La lettre du 21 marque un pas, on peut la voir triple : une première partie « collective » puis, à la fin de la première page une reprise d’en-tête : « Ma chère Jeanne » privatise en quelque sorte les lignes qui suivent et qui vont remplir les deux pages suivantes. De même, la quatrième page s’adresse à l’oncle, personne non identifiée pour l’instant mais qui reçoit beaucoup de remerciements, d’attention de la part de Simon. Cette personne semble même passer avant ses parents. Comment Jeanne a-t-elle géré le passage « privé » aux autres ? La lecture s’interrompt-elle ? La lettre change-t-elle ou non de main dans ce cas ? D’autant que ces trois parties ne sont pas divisibles. Difficile dans ce cas de s’épancher, d’avoir des débordements affectifs. La longueur de la guerre, l’allongement de l’absence répondra peut-être à ces questions. Il réclame également des lettres plus longues, une manière de passer plus de temps « avec elle ».
On constate, depuis le début, des répétitions, des longueurs… vu 100 ans plus tard cela peu présenter peu d’intérêt mais pour lui, c’est le seul dialogue avec ceux qu’il aime, avec l’arrière ; n’oublions pas, même s’il ne l’évoque jamais jusqu’à présent, qu’il peut mourir à tout moment. Le quotidien n’offre que de la monotonie mais il éprouve le besoin de le dire car chaque lettre peut être la dernière[1].
Nous l’avons constaté, il reçoit des colis de vêtement chauds, de la nourriture. On sait que le ravitaillement officiel arrive parfois en retard ou n’est pas toujours ni ragoutant ni abondant… Il a reçu 4 colis depuis le début mais point trop n’en faut : « j’aurai le nécessaire, davantage m’embarrasserait ». Il rappelle que tout est dans le sac, que celui-ci n’est pas extensible et qu’il faut le porter. Cela explique aussi, nous le verrons, qu’il renvoie les lettres de Jeanne afin qu’elles ne l’encombrent pas, il ne peut se résoudre à les jeter mais il attend d’en avoir une à garder, à lire et à relire sans doute puis il les renvoie par deux ou trois.

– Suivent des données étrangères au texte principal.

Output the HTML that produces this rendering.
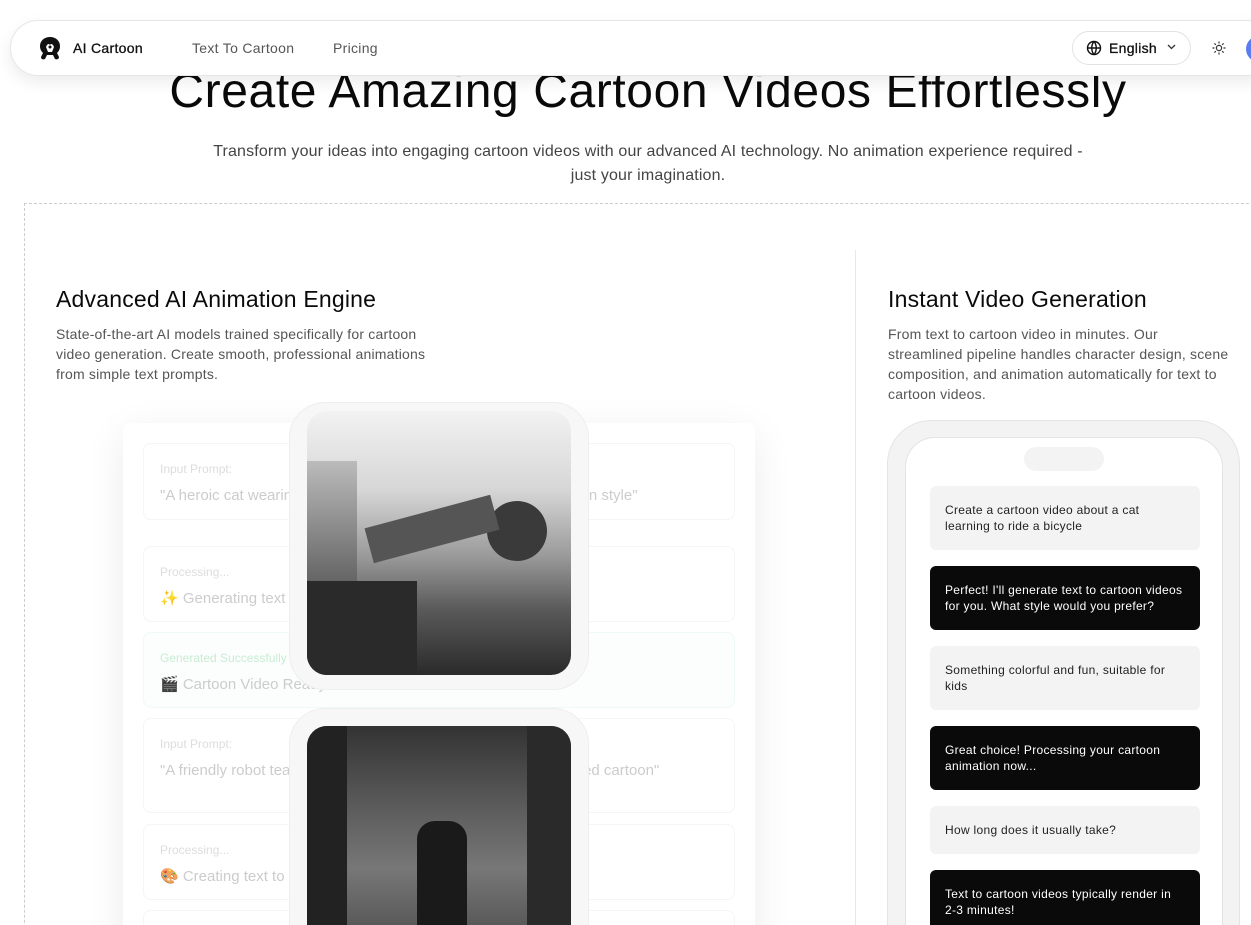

Dans le colis il a reçu « de la poudre Vicat ». Bien entendu, ce n’est pas un produit pour le bâtiment que nous connaissons aujourd’hui. Il s’agit en réalité d’un insecticide bien connu à l’époque. On en trouve des publicités depuis le milieu du XIXème siècle dans les journaux de la région « Le Moniteur viennois », « Le courrier de la Drome et de l’Ardèche » ou « Le républicain de la Loire » Les parents sont très réactifs puisqu’il a évoqué le problème de la vermine dans la lettre du 8 novembre. Cela nous prouve, une fois de plus, que l’état major n’a rien prévu pour contrer les bestioles, cet ennemi de l’intérieur, qui agressent nos soldats.….

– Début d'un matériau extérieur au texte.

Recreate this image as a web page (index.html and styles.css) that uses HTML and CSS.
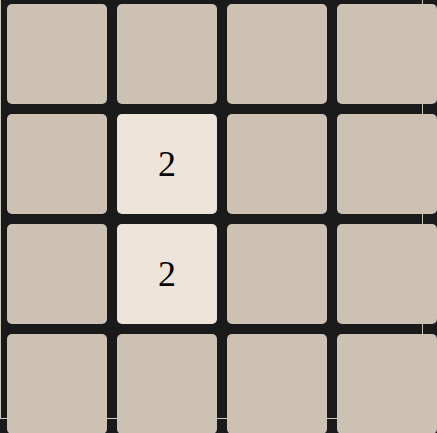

[1] Voir à ce sujet : VIDAL-NAQUET, Clémentine, Couples dans la grande guerre, Le tragique et l’ordinaire du lien conjugal, Paris, Les belles lettres, novembre 2014 ainsi que les émissions La fabrique de l’Histoire de la semaine du 10 au 14 novembre 2014 sur le thème : les femmes et la grande guerre. Ecoutable pendant plusieurs mois sur le site de France Culture.